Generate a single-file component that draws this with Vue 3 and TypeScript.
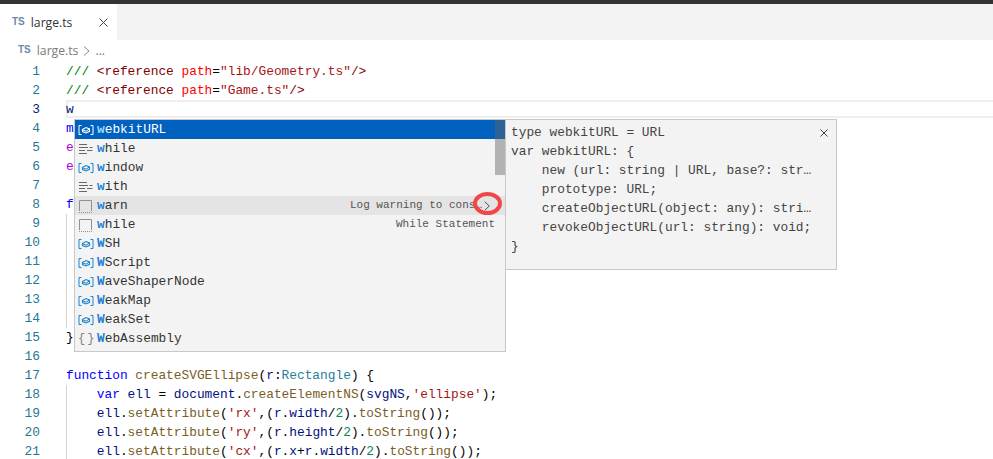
<script setup lang="ts">
type Tok = [string, string];
interface Line { n: number; toks: Tok[]; guide?: boolean; active?: boolean }
const lines: Line[] = [
  { n: 1, toks: [['c', '///'], ['', ' '], ['t', '&lt;reference'], ['', ' '], ['a', 'path'], ['', '='], ['s', '"lib/Geometry.ts"'], ['t', '/&gt;']] },
  { n: 2, toks: [['c', '///'], ['', ' '], ['t', '&lt;reference'], ['', ' '], ['a', 'path'], ['', '='], ['s', '"Game.ts"'], ['t', '/&gt;']] },
  { n: 3, toks: [['v', 'w']], active: true },
  { n: 4, toks: [['k', 'm']] },
  { n: 5, toks: [['p', 'e']] },
  { n: 6, toks: [['p', 'e']] },
  { n: 7, toks: [] },
  { n: 8, toks: [['k', 'f']] },
  { n: 9, toks: [], guide: true },
  { n: 10, toks: [], guide: true },
  { n: 11, toks: [], guide: true },
  { n: 12, toks: [], guide: true },
  { n: 13, toks: [], guide: true },
  { n: 14, toks: [], guide: true },
  { n: 15, toks: [['', '}']] },
  { n: 16, toks: [] },
  { n: 17, toks: [['k', 'function'], ['', ' '], ['f', 'createSVGEllipse'], ['', '('], ['v', 'r'], ['', ':'], ['y', 'Rectangle'], ['', ') {']] },
  { n: 18, guide: true, toks: [['', '    '], ['k', 'var'], ['', ' '], ['v', 'ell'], ['', ' = '], ['v', 'document'], ['', '.'], ['f', 'createElementNS'], ['', '('], ['v', 'svgNS'], ['', ','], ['s', "'ellipse'"], ['', ');']] },
  { n: 19, guide: true, toks: [['', '    '], ['v', 'ell'], ['', '.'], ['f', 'setAttribute'], ['', '('], ['s', "'rx'"], ['', ',('], ['v', 'r'], ['', '.'], ['v', 'width'], ['', '/'], ['n', '2'], ['', ').'], ['f', 'toString'], ['', '());']] },
  { n: 20, guide: true, toks: [['', '    '], ['v', 'ell'], ['', '.'], ['f', 'setAttribute'], ['', '('], ['s', "'ry'"], ['', ',('], ['v', 'r'], ['', '.'], ['v', 'height'], ['', '/'], ['n', '2'], ['', ').'], ['f', 'toString'], ['', '());']] },
  { n: 21, guide: true, toks: [['', '    '], ['v', 'ell'], ['', '.'], ['f', 'setAttribute'], ['', '('], ['s', "'cx'"], ['', ',('], ['v', 'r'], ['', '.'], ['v', 'x'], ['', '+'], ['v', 'r'], ['', '.'], ['v', 'width'], ['', '/'], ['n', '2'], ['', ').'], ['f', 'toString'], ['', '());']] },
];
const html = (l: Line) => l.toks.map(([c, t]) => `<span class="${c}">${t}</span>`).join('');

interface Item { icon: 'var' | 'text' | 'snip' | 'mod'; label: string; detail?: string; sel?: boolean; focus?: boolean }
const items: Item[] = [
  { icon: 'var', label: 'webkitURL', sel: true },
  { icon: 'text', label: 'while' },
  { icon: 'var', label: 'window' },
  { icon: 'text', label: 'with' },
  { icon: 'snip', label: 'warn', detail: 'Log warning to cons…', focus: true },
  { icon: 'snip', label: 'while', detail: 'While Statement' },
  { icon: 'var', label: 'WSH' },
  { icon: 'var', label: 'WScript' },
  { icon: 'var', label: 'WaveShaperNode' },
  { icon: 'var', label: 'WeakMap' },
  { icon: 'var', label: 'WeakSet' },
  { icon: 'mod', label: 'WebAssembly' },
];
const docs = `type webkitURL = URL
var webkitURL: {
    new (url: string | URL, base?: str…
    prototype: URL;
    createObjectURL(object: any): stri…
    revokeObjectURL(url: string): void;
}`;
</script>

<template>
  <div class="app">
    <div class="topbar"></div>
    <div class="tabs">
      <div class="tab">
        <span class="ts">TS</span>
        <span class="tabname">large.ts</span>
        <svg class="close" width="9" height="9" viewBox="0 0 9 9"><path d="M.5.5l8 8M8.5.5l-8 8" stroke="#424242" fill="none"/></svg>
      </div>
    </div>
    <div class="crumbs">
      <span class="ts">TS</span>
      <span class="crumbname">large.ts</span>
      <svg width="7" height="12" viewBox="0 0 7 12"><path d="M1 1.5L6 6l-5 4.5" stroke="#8a8a8a" fill="none"/></svg>
      <span>...</span>
    </div>
    <div class="editor">
      <div v-for="l in lines" :key="l.n" class="line">
        <span class="num" :class="{ on: l.active }">{{ l.n }}</span>
        <span class="code" :class="{ guide: l.guide, active: l.active }" v-html="html(l)"></span>
      </div>

      <div class="suggest">
        <div v-for="it in items" :key="it.label + it.icon" class="row" :class="{ sel: it.sel, focus: it.focus }">
          <svg v-if="it.icon === 'var'" class="ic" width="16" height="16" viewBox="0 0 16 16" fill="none" :stroke="it.sel ? '#fff' : '#1a85d4'">
            <path d="M3.5 3.5H1v9h2.5M12.5 3.5H15v9h-2.5"/>
            <path d="M4.5 7.5l3.5-2 3.5 1.4v2.4L8 11 4.5 9.6z" stroke-width="1.1"/>
            <path d="M5 8l3 1.2 3-2"/>
          </svg>
          <svg v-else-if="it.icon === 'text'" class="ic" width="16" height="16" viewBox="0 0 16 16" fill="none" stroke="#666">
            <path d="M1 3.5h8M1 6.5h9M11.5 6.5h3M1 9.5h6M9 9.5h5.5M1 12.5h8"/>
          </svg>
          <svg v-else-if="it.icon === 'snip'" class="ic" width="16" height="16" viewBox="0 0 16 16" fill="none" stroke="#909090">
            <path d="M1.5 13V2.5h12V13"/>
            <path d="M1 14.5h13.5" stroke-dasharray="1 1"/>
          </svg>
          <span v-else class="ic brace">{}</span>
          <span class="label"><b>{{ it.label[0] }}</b>{{ it.label.slice(1) }}</span>
          <span v-if="it.detail" class="detail">{{ it.detail }}</span>
          <svg v-if="it.focus" class="more" width="6" height="10" viewBox="0 0 6 10" fill="none" stroke="#555"><path d="M.7.7L5.3 5 .7 9.3"/></svg>
        </div>
        <div class="thumb"></div>
      </div>

      <div class="docs">
        <pre>{{ docs }}</pre>
        <svg class="docclose" width="8" height="8" viewBox="0 0 8 8"><path d="M.5.5l7 7M7.5.5l-7 7" stroke="#424242" fill="none"/></svg>
      </div>
      <div class="ring"></div>
    </div>
  </div>
</template>

<style>
html, body { margin: 0; background: #fff; overflow: hidden; }
</style>

<style scoped>
.app { width: 993px; height: 459px; overflow: hidden; display: flex; flex-direction: column; background: #fff; font-family: "Open Sans", sans-serif; }
.topbar { height: 4px; background: #333; flex: none; }
.tabs { height: 36px; background: #f3f3f3; display: flex; flex: none; }
.tab { width: 117px; background: #fff; display: flex; align-items: center; padding-left: 12px; box-sizing: border-box; font-size: 12.2px; color: #333; }
.tabname { margin-left: 6px; }
.close { margin-left: 27px; }
.ts { font: bold 10px "Liberation Sans", sans-serif; color: #6b8ba8; position: relative; top: -1px; }
.crumbs { height: 22px; flex: none; display: flex; align-items: center; gap: 5px; padding-left: 18px; font-size: 12.2px; color: #7a7a7a; box-sizing: border-box; padding-bottom: 1px; }
.crumbname { margin-left: 1px; }
.editor { position: relative; flex: 1; font: 12.83px/19px "Liberation Mono", monospace; color: #000; }
.line { display: flex; height: 19px; white-space: pre; }
.num { width: 40px; text-align: right; color: #237893; flex: none; }
.num.on { color: #0b216f; }
.code { margin-left: 26px; flex: 1; height: 19px; box-sizing: border-box; }
.code.guide { box-shadow: inset 1px 0 0 #d3d3d3; }
.code.active { height: 18px; border: solid #eee; border-width: 2px 0; line-height: 15px; box-shadow: inset 2px 0 0 #eee; }
:deep(.c) { color: #008000; }
:deep(.t) { color: #800000; }
:deep(.a) { color: #ff0000; }
:deep(.s) { color: #a31515; }
:deep(.k) { color: #0000ff; }
:deep(.p) { color: #af00db; }
:deep(.v) { color: #001080; }
:deep(.f) { color: #795e26; }
:deep(.y) { color: #267f99; }
:deep(.n) { color: #098658; }
.suggest { position: absolute; left: 74px; top: 57px; width: 432px; height: 233px; box-sizing: border-box; border: 1px solid #c8c8c8; background: #f3f3f3; overflow: hidden; }
.row { height: 19px; display: flex; align-items: center; padding-left: 3px; color: #333; position: relative; }
.row.sel { background: #0062be; color: #fff; }
.row.focus { background: #e4e4e4; }
.ic { flex: none; width: 16px; height: 16px; }
.brace { color: #808080; font: 12px/16px "Liberation Mono", monospace; letter-spacing: 2px; text-align: center; }
.label { margin-left: 3px; }
.label b { font-weight: bold; color: #1a7fd6; }
.row.sel .label b { color: #9dddff; }
.detail { position: absolute; right: 10px; color: #555; font-size: 11px; }
.row.focus .detail { right: 23px; }
.more { position: absolute; right: 15px; top: 5px; }
.thumb { position: absolute; right: 0; top: 0; width: 10px; height: 55px; background: rgba(100, 100, 100, .45); }
.docs { position: absolute; left: 505px; top: 57px; width: 332px; height: 151px; box-sizing: border-box; border: 1px solid #c8c8c8; background: #f3f3f3; }
.docs pre { margin: 0; padding: 3px 5px; font: inherit; color: #444; }
.docclose { position: absolute; right: 8px; top: 9px; }
.ring { position: absolute; left: 473px; top: 130px; width: 29px; height: 23px; box-sizing: border-box; border: 4px solid #f04848; border-radius: 50%; }
</style>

══════

Gather every line from the listing above in which the word "with" appears.

Generate a single-file component that draws this with Vue 3 and TypeScript.
  { icon: 'text', label: 'with' },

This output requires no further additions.